*Exercise requirements*.
Read through the records below and copy each line that uses the word "styles".

[BEGIN]

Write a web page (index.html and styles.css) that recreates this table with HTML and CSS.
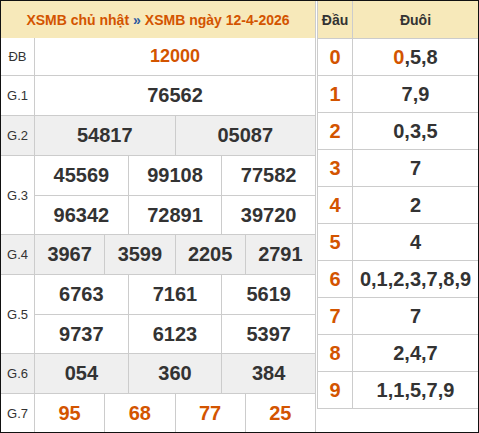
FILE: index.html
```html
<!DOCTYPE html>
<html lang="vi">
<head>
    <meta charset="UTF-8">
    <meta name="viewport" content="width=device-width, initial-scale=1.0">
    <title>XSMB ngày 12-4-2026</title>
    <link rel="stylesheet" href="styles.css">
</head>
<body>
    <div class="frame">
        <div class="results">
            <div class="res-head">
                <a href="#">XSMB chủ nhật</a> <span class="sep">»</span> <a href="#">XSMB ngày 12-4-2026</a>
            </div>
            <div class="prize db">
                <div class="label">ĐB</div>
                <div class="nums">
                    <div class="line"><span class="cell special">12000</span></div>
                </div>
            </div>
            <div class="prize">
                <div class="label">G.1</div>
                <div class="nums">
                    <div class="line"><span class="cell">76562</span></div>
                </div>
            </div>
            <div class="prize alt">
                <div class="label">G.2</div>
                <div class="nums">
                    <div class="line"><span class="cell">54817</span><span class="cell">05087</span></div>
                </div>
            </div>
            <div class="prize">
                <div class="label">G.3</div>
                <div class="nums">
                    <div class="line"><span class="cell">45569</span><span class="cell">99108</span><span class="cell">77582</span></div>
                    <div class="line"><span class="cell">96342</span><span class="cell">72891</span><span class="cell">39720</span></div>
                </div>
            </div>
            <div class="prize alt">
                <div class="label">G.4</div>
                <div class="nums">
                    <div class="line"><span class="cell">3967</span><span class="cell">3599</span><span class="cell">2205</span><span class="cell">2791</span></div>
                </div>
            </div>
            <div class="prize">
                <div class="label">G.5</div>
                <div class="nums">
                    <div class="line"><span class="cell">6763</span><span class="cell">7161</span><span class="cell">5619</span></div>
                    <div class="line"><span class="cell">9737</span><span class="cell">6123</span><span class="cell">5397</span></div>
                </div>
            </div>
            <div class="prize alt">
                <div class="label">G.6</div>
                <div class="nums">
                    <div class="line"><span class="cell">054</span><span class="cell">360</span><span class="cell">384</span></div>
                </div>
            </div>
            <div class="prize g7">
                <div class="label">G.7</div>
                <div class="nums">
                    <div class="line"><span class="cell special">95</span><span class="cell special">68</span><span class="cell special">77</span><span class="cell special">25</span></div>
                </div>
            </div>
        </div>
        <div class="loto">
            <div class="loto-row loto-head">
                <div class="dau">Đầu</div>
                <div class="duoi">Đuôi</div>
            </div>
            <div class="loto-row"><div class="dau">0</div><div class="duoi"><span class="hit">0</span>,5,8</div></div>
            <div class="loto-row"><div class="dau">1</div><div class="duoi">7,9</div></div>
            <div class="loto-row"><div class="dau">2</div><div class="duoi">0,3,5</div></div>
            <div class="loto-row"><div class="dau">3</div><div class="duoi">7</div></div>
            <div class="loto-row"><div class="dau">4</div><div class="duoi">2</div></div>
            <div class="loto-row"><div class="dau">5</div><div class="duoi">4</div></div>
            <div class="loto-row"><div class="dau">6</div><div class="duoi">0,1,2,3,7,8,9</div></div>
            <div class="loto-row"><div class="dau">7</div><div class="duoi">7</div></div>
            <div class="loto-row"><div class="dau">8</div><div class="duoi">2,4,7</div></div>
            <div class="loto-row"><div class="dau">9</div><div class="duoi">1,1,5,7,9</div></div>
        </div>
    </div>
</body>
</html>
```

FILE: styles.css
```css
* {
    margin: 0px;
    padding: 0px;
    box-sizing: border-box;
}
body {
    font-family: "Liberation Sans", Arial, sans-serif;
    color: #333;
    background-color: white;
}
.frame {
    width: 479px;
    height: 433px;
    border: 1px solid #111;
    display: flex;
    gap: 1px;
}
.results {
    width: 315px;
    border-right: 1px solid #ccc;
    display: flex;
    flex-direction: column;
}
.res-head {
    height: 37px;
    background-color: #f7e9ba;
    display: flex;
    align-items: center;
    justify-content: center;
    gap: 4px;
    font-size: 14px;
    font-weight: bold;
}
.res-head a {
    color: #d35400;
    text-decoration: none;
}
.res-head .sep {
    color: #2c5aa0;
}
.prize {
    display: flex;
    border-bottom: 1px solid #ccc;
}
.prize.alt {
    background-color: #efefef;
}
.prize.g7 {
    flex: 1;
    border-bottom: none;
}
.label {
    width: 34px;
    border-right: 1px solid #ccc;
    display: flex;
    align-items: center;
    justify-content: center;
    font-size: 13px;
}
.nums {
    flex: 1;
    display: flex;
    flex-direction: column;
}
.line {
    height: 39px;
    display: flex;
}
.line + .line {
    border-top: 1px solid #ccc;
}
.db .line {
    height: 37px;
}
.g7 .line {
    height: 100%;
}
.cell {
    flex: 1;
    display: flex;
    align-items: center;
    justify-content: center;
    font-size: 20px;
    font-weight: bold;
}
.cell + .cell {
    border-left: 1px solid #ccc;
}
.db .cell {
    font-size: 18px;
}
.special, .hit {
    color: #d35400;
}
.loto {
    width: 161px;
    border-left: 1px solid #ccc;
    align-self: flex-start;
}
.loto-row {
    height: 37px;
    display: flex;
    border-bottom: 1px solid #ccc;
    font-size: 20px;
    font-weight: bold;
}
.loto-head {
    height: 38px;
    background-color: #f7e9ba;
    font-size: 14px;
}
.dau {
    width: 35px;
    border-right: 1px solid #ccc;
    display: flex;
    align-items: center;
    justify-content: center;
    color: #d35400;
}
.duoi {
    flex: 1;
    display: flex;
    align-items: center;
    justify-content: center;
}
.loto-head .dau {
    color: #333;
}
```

[END]
[BEGIN]

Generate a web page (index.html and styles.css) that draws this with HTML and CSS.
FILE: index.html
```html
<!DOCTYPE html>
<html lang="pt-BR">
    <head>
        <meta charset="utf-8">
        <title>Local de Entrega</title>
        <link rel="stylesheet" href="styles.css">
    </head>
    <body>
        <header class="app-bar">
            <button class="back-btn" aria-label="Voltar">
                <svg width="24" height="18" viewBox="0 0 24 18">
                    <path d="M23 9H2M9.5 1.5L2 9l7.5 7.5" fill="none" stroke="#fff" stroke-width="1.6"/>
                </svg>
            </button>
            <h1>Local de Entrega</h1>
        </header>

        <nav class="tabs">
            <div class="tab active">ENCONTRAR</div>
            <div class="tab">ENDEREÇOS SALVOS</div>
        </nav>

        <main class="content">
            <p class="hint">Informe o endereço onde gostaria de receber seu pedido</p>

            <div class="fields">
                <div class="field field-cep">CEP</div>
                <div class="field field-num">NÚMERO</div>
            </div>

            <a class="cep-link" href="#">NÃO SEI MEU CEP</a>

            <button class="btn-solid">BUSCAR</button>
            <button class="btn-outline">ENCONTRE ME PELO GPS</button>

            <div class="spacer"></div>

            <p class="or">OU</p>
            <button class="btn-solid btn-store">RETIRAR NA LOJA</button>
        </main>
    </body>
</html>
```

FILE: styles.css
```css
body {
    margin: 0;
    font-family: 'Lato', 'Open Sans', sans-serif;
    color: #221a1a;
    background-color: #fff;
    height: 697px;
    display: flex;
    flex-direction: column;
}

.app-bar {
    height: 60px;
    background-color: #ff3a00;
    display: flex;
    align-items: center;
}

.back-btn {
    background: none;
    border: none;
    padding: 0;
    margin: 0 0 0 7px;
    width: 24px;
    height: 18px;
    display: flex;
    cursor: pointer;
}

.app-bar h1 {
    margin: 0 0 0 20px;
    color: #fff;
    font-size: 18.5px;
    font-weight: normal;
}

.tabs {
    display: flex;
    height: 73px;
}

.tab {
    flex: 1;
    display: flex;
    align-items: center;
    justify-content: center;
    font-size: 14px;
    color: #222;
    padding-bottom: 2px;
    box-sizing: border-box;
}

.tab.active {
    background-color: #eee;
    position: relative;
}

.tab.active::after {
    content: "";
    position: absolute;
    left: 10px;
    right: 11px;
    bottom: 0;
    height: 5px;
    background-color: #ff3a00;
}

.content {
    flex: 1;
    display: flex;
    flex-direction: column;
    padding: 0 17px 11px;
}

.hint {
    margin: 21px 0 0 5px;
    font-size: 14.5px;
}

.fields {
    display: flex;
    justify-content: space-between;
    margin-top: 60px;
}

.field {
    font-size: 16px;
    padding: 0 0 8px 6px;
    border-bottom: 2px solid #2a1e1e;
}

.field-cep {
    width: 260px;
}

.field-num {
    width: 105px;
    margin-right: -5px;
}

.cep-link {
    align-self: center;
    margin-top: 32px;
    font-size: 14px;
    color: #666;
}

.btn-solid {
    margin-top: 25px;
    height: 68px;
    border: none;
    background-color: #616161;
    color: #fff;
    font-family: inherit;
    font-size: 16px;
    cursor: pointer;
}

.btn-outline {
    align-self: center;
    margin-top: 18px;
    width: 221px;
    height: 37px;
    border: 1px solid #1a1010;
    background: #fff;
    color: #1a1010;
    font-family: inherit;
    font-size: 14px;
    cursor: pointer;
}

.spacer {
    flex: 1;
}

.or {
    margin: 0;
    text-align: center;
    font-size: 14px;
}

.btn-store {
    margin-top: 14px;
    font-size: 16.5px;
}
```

[END]

*Full answer*.
Write a web page (index.html and styles.css) that recreates this table with HTML and CSS.
    <link rel="stylesheet" href="styles.css">
FILE: styles.css
Generate a web page (index.html and styles.css) that draws this with HTML and CSS.
        <link rel="stylesheet" href="styles.css">
FILE: styles.css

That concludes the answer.